Nigeria’s federally collected revenue declines by 13.42 per cent
• Crude oil earning drops to N292.82 billion
Crude oil and non-oil income has cut Nigeria’s gross federally collected revenue in May 2017 by 13.42 per cent to N458.42 billion. Specifically, Nigeria’s crude oil earnings decreased from the N292.82 billion it recorded in February to N238.09 billion in May.
With Nigeria’s capital expenditure put at N2.24 trillion and a large potion of it expected to come from the oil and gas sector, financing the 2017 budget will be a challenge for the Nigeria government.
The country’s Federally generated monthly revenue was however, lower than the receipt in April 2017 by 13.4 per cent, reflecting decline in both oil and non-oil revenue components.
According to the Central Bank of Nigeria (CBN) in its latest economic report for the month of May, oil and non-oil receipts were at N238.09 billion and N220.33 billion, respectively, constituted 51.9 per cent and 48.1per cent of total revenue.

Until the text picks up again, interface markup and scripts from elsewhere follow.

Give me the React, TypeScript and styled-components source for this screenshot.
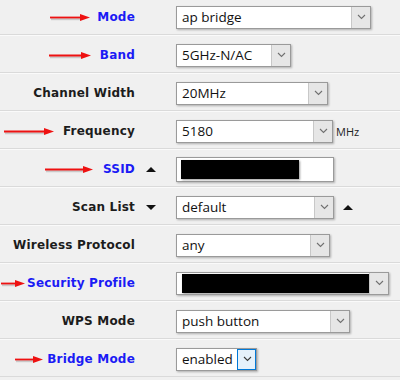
import React from "react";
import styled, { createGlobalStyle } from "styled-components";

const GlobalStyle = createGlobalStyle`
  html, body {
    margin: 0;
    padding: 0;
    background: #f0f0f0;
    overflow: hidden;
  }
`;

type Field = {
  label: string;
  marked?: boolean;
  arrow?: number;
  gap?: number;
  lead?: "up" | "down";
  kind: "select" | "input";
  value?: string;
  width: number;
  hidden?: number;
  unit?: string;
  after?: "up";
  focused?: boolean;
};

const fields: Field[] = [
  { label: "Mode", marked: true, arrow: 40, gap: 5, kind: "select", value: "ap bridge", width: 195 },
  { label: "Band", marked: true, arrow: 42, gap: 7, kind: "select", value: "5GHz-N/AC", width: 115 },
  { label: "Channel Width", kind: "select", value: "20MHz", width: 152 },
  { label: "Frequency", arrow: 50, gap: 7, kind: "select", value: "5180", width: 157, unit: "MHz" },
  { label: "SSID", marked: true, arrow: 48, gap: 8, lead: "up", kind: "input", width: 158, hidden: 118 },
  { label: "Scan List", lead: "down", kind: "select", value: "default", width: 158, after: "up" },
  { label: "Wireless Protocol", kind: "select", value: "any", width: 154 },
  { label: "Security Profile", marked: true, arrow: 24, gap: 0, kind: "select", width: 213, hidden: 188 },
  { label: "WPS Mode", kind: "select", value: "push button", width: 174 },
  { label: "Bridge Mode", marked: true, arrow: 28, gap: 2, kind: "select", value: "enabled", width: 81, focused: true },
];

export default function App() {
  return (
    <>
      <GlobalStyle />
      <Form>
        {fields.map((f) => (
          <Row key={f.label}>
            <Label $marked={f.marked}>
              {f.arrow && <Arrow length={f.arrow} gap={f.gap ?? 6} />}
              {f.label}
            </Label>
            <Lead>{f.lead && <Triangle $dir={f.lead} />}</Lead>
            <Control>
              {f.kind === "select" ? (
                <SelectBox $w={f.width} $focused={f.focused}>
                  <Value>{f.hidden ? <Redacted $w={f.hidden} /> : f.value}</Value>
                  <DropButton $focused={f.focused}>
                    <svg width="9" height="6" viewBox="0 0 9 6">
                      <path d="M1 1 L4.5 4.5 L8 1" fill="none" stroke={f.focused ? "#3a3a3a" : "#707070"} strokeWidth="1.1" />
                    </svg>
                  </DropButton>
                </SelectBox>
              ) : (
                <InputBox $w={f.width}>
                  <Redacted $w={f.hidden ?? 0} />
                </InputBox>
              )}
              {f.unit && <Unit>{f.unit}</Unit>}
              {f.after && <Triangle $dir="up" />}
            </Control>
          </Row>
        ))}
      </Form>
    </>
  );
}

function Arrow({ length, gap }: { length: number; gap: number }) {
  return (
    <ArrowMark width={length + 2} height="10" viewBox={`0 0 ${length + 2} 10`} style={{ marginRight: gap }}>
      <line x1="1" y1="6.2" x2={length - 8} y2="6.2" stroke="#b0b0b0" strokeWidth="2" opacity="0.6" />
      <line x1="0" y1="4.5" x2={length - 8} y2="4.5" stroke="#ee1111" strokeWidth="1.8" />
      <polygon points={`${length - 10},1 ${length},4.5 ${length - 10},8`} fill="#ee1111" />
    </ArrowMark>
  );
}

const Form = styled.div`
  margin-top: -3px;
  width: 400px;
`;

const Row = styled.div`
  display: grid;
  grid-template-columns: 135px 41px 1fr;
  align-items: center;
  box-sizing: border-box;
  height: 38px;
  padding-top: 3px;
  border-bottom: 1px solid #dadada;
  box-shadow: 0 1px 0 #fafafa;
`;

const Label = styled.div<{ $marked?: boolean }>`
  display: flex;
  align-items: center;
  justify-content: flex-end;
  font-family: "DejaVu Sans", Verdana, sans-serif;
  font-weight: bold;
  font-size: 12px;
  letter-spacing: 0.2px;
  color: ${(p) => (p.$marked ? "#1b1bf5" : "#1c1c1c")};
  white-space: nowrap;
`;

const ArrowMark = styled.svg`
  flex: none;
  margin-top: 2px;
`;

const Lead = styled.div`
  display: flex;
  justify-content: center;
  padding-right: 9px;
`;

const Triangle = styled.span<{ $dir: "up" | "down" }>`
  width: 0;
  height: 0;
  border-left: 5px solid transparent;
  border-right: 5px solid transparent;
  ${(p) => (p.$dir === "up" ? "border-bottom: 5px solid #111;" : "border-top: 5px solid #111;")}
`;

const Control = styled.div`
  display: flex;
  align-items: center;
  gap: 9px;
`;

const SelectBox = styled.div<{ $w: number; $focused?: boolean }>`
  display: flex;
  box-sizing: border-box;
  width: ${(p) => p.$w}px;
  height: 23px;
  background: #fff;
  border: 1px solid #9a9a9a;
  box-shadow: 1px 1px 2px rgba(0, 0, 0, 0.28);
`;

const Value = styled.div`
  flex: 1;
  display: flex;
  align-items: center;
  padding-left: 5px;
  font-family: "Open Sans", "Noto Sans", sans-serif;
  font-size: 13.5px;
  color: #111;
  overflow: hidden;
  white-space: nowrap;
`;

const DropButton = styled.div<{ $focused?: boolean }>`
  flex: none;
  width: 18px;
  display: flex;
  align-items: center;
  justify-content: center;
  background: ${(p) => (p.$focused ? "#e5f1fb" : "#e6e6e6")};
  border-left: 1px solid ${(p) => (p.$focused ? "#0078d7" : "#c8c8c8")};
  ${(p) => (p.$focused ? "outline: 1px solid #0078d7; outline-offset: -1px;" : "")}
`;

const InputBox = styled.div<{ $w: number }>`
  display: flex;
  align-items: center;
  box-sizing: border-box;
  width: ${(p) => p.$w}px;
  height: 25px;
  padding-left: 4px;
  background: #fff;
  border: 1px solid #9a9a9a;
  box-shadow: 1px 1px 2px rgba(0, 0, 0, 0.28);
`;

const Redacted = styled.div<{ $w: number }>`
  width: ${(p) => p.$w}px;
  height: 19px;
  background: #000;
  box-shadow: 1px 1px 2px rgba(0, 0, 0, 0.4);
`;

const Unit = styled.span`
  margin-left: -6px;
  font-family: "Open Sans", "Noto Sans", sans-serif;
  font-size: 11px;
  color: #222;
`;
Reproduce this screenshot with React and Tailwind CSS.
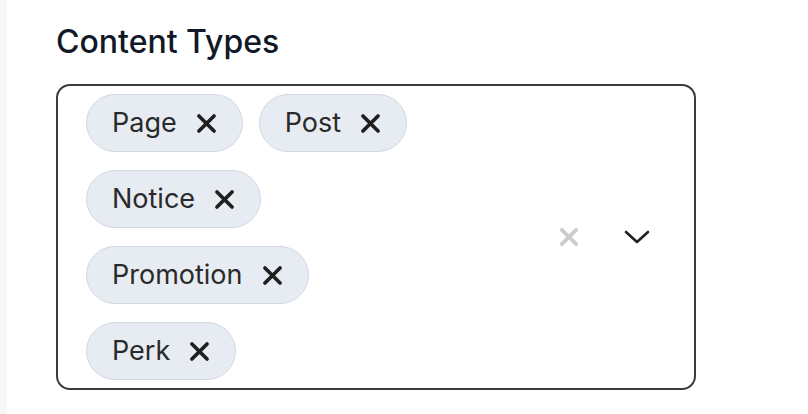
import React from "react";

const tags = ["Page", "Post", "Notice", "Promotion", "Perk"];

function XIcon({ className, stroke = 3.4 }) {
  return (
    <svg viewBox="0 0 20 20" className={className} fill="none">
      <path
        d="M2.8 2.8 L17.2 17.2 M17.2 2.8 L2.8 17.2"
        stroke="currentColor"
        strokeWidth={stroke}
        strokeLinecap="round"
      />
    </svg>
  );
}

export default function App() {
  return (
    <div
      className="flex w-[808px] h-[414px] bg-white"
      style={{ fontFamily: "Inter, 'Noto Sans', sans-serif" }}
    >
      <div className="w-[7px] h-full bg-[#f7f7f8]" />

      <div className="pl-[49px] pt-[22px]">
        <h2 className="text-[32px] leading-[40px] font-medium text-[#111827]">
          Content Types
        </h2>

        {/* Multi select */}
        <div className="mt-[22px] w-[640px] h-[306px] flex items-center border-2 border-[#3b3b3e] rounded-[14px]">
          <div className="w-[384px] self-stretch pl-[28px] pt-[8px] flex flex-wrap content-start gap-x-[16px] gap-y-[18px]">
            {tags.map((t) => (
              <div
                key={t}
                className="h-[58px] flex items-center pl-[25px] pr-[25px] gap-[19px] rounded-full bg-[#e7ebf2] border border-[#d2d9e3] text-[#2a2a2a] text-[27px]"
              >
                <span>{t}</span>
                <XIcon className="w-[21px] h-[21px] text-[#1f1f1f]" stroke={3.5} />
              </div>
            ))}
          </div>

          <div className="flex-1 flex items-center justify-end pr-[44px] gap-[45px]">
            <XIcon className="w-[20px] h-[20px] text-[#cccccc]" stroke={3.8} />
            <svg viewBox="0 0 26 16" className="w-[26px] h-[16px]" fill="none">
              <path
                d="M2 3 L13 13 L24 3"
                stroke="#222222"
                strokeWidth="2.6"
                strokeLinecap="round"
                strokeLinejoin="round"
              />
            </svg>
          </div>
        </div>
      </div>
    </div>
  );
}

It put the Federal Government retained revenue and estimated expenditure for May 2017 at N185.58 billion and N583.32 billion, respectively, resulting in an estimated deficit of N397.74 billion.The apex bank stated that domestic crude oil production was estimated at 1.63 mbd or 50.53 million barrels (mb) in May
Crude oil export was estimated at 1.18 mbd or 36.58 mb in the review month. It disclosed that the average spot price of Nigeria’s reference crude oil, the Bonny Light fell to $51.20 per barrel in May 2017from $52.89 per barrel recorded in April 2017, representing a decline of 3.20 per cent.
The CBN stated: “Sustained breather in the sabotage of crude oil installations by the militants in the Niger Delta eased upstream production conditions and led to increased crude oil production in May 2017.
“Consequently, Nigeria’s crude oil production, including condensates and natural gas liquids averaged 1.63 mbd or 50.53 million barrels (mb) in the review month. This represented an increase of 0.13 mbd or 8.67 per cent above the 1.50 mbd or 45.00 mb recorded in April 2017.
“Crude oil export stood at 1.18 mbd or 36.58 mb, represented 12.4 per cent increase, compared with 1.05 mbd or 31.50 mb recorded in the preceding month. Allocation of crude oil for domestic consumption remained at 0.45 mbd or 13.95 mb during the review period.
“The uncertainty in the international crude oil market continued into the review month despite ongoing production cut agreement among Organisation for Petroleum Exporting Countries (OPEC) members and selected non-members.”
Speaking on the need for Nigeria to diversify from the oil sector to the non-oil sector, the Director-General of Lagos Chamber of Commerce and Industry (LCCI), Muda Yusuf, stated that it would help the country to insulate the economy from the risk of being vulnerable to a single-commodity as the different oil price crashes have shown. Second, to create jobs that can raise the standard of living of an average Nigerian.
He said that oil and gas jobs account for less than one per cent of total employment and the young population can no longer be absorbed by the public sector. “Diversification has been the subject of numerous plans and initiatives by the government although the statistics are broadly unchanged at least from the revenue and export perspective.
The Chief Executive Officer of Multimix Group, Obiora Madu said that the nation is going through recessionary pressures; massive drop in income and output, fundamental industrial restructure in response to the diversification, import substitution and backward integration agenda.
According to him, the national response is an offensive at structural transformation of the economy with industrial diversification, import substitutions and backward integration strategies leading the charge.